Lessons from History


Historical episodes reveal both the potential and pitfalls of unsterilized actions. In Latin America during the 1980s debt crises, central banks’ attempts to support currencies through unsterilized reserve sales often backfired, leading to both collapsing growth and persistent devaluations. By contrast, some advanced economies have successfully used unsterilized interventions to accelerate recovery after deflationary shocks, showing that context matters. The main lesson is that while these tools can be effective in the short run, they carry substantial costs if relied upon too long.


Why Traders Should Care


For traders, the use of unsterilized intervention is a red flag that monetary and currency policy are converging. This means exchange rate moves will not be isolated phenomena but part of a wider shift in liquidity, rates, and asset prices.
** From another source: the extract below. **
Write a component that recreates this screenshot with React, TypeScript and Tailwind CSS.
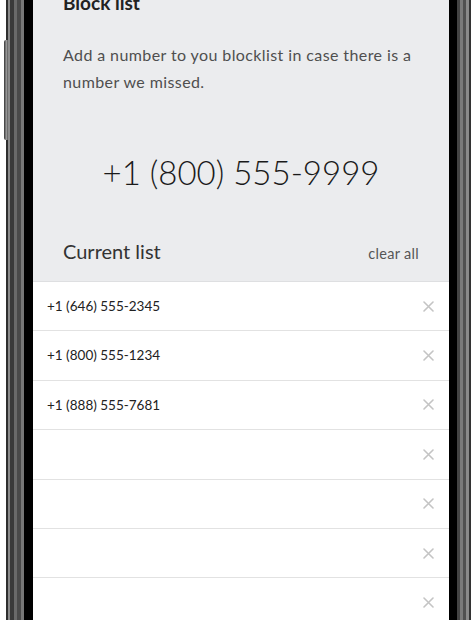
import React from "react";

const numbers = ["+1 (646) 555-2345", "+1 (800) 555-1234", "+1 (888) 555-7681", "", "", "", ""];

function CloseIcon() {
  return (
    <svg width="11" height="11" viewBox="0 0 11 11" className="text-[#c4c4c4]">
      <path d="M1 1L10 10M10 1L1 10" stroke="currentColor" strokeWidth="1.6" strokeLinecap="round" />
    </svg>
  );
}

export default function App() {
  return (
    <div className="flex h-[620px] w-[473px] overflow-hidden bg-white font-['Lato',sans-serif]">
      {/* left bezel */}
      <div className="relative h-full w-[33px] shrink-0 bg-[linear-gradient(to_right,#ffffff_0px,#ffffff_6px,#2e2e2e_6px,#2e2e2e_8px,#8a8a8a_8px,#8a8a8a_10px,#3a3a3a_10px,#3a3a3a_14px,#6a6a6a_14px,#6a6a6a_17px,#4a4a4a_17px,#4a4a4a_21px,#777777_21px,#777777_24px,#000000_24px)]">
        <div className="absolute left-[4px] top-[40px] h-[100px] w-[4px] rounded-l-[2px] bg-[linear-gradient(to_right,#333,#999_60%,#555)]" />
      </div>

      {/* screen */}
      <div className="flex h-full w-[416px] shrink-0 flex-col">
        <div className="bg-[#ebecee] px-[30px] pb-[16px]">
          <h1 className="mt-[-11px] text-[19px] font-bold leading-[28px] text-[#222]">Block list</h1>
          <p className="mt-[24px] text-[16px] leading-[27px] tracking-[0.4px] text-[#4f4f4f]">
            Add a number to you blocklist in case there is a number we missed.
          </p>
          <div className="mt-[57px] text-center text-[33px] font-light leading-[40px] text-[#1a1a1a]">
            +1 (800) 555-9999
          </div>
          <div className="mt-[45px] flex items-baseline justify-between">
            <span className="text-[20px] leading-[28px] text-[#333]">Current list</span>
            <span className="text-[14.5px] tracking-[0.3px] text-[#555]">clear all</span>
          </div>
        </div>

        <div className="border-t border-[#dedfe1]">
          {numbers.map((n, i) => (
            <div
              key={i}
              className="flex h-[49.4px] items-center justify-between border-b border-[#e2e2e2] pl-[14px] pr-[15px]"
            >
              <span className="text-[13.5px] text-[#222]">{n}</span>
              <CloseIcon />
            </div>
          ))}
        </div>
      </div>

      {/* right bezel */}
      <div className="h-full w-[24px] shrink-0 bg-[linear-gradient(to_right,#000000_0px,#000000_8px,#444444_8px,#444444_11px,#7a7a7a_11px,#7a7a7a_14px,#505050_14px,#505050_17px,#8a8a8a_17px,#8a8a8a_20px,#333333_20px,#333333_22px,#ffffff_22px)]" />
    </div>
  );
}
Spotting these moves early can provide opportunities across FX pairs, bond markets, and equities. Equally, failing to appreciate the side effects can expose traders to unexpected volatility. Understanding when central banks are willing to use such drastic tools is thus critical for positioning and risk management.


In the end, unsterilized foreign exchange interventions are the financial equivalent of breaking the glass in case of emergency. They are impactful, risky, and rarely sustainable for long periods. Traders who recognise their use and anticipate their consequences stand a better chance of navigating the turbulence they inevitably create.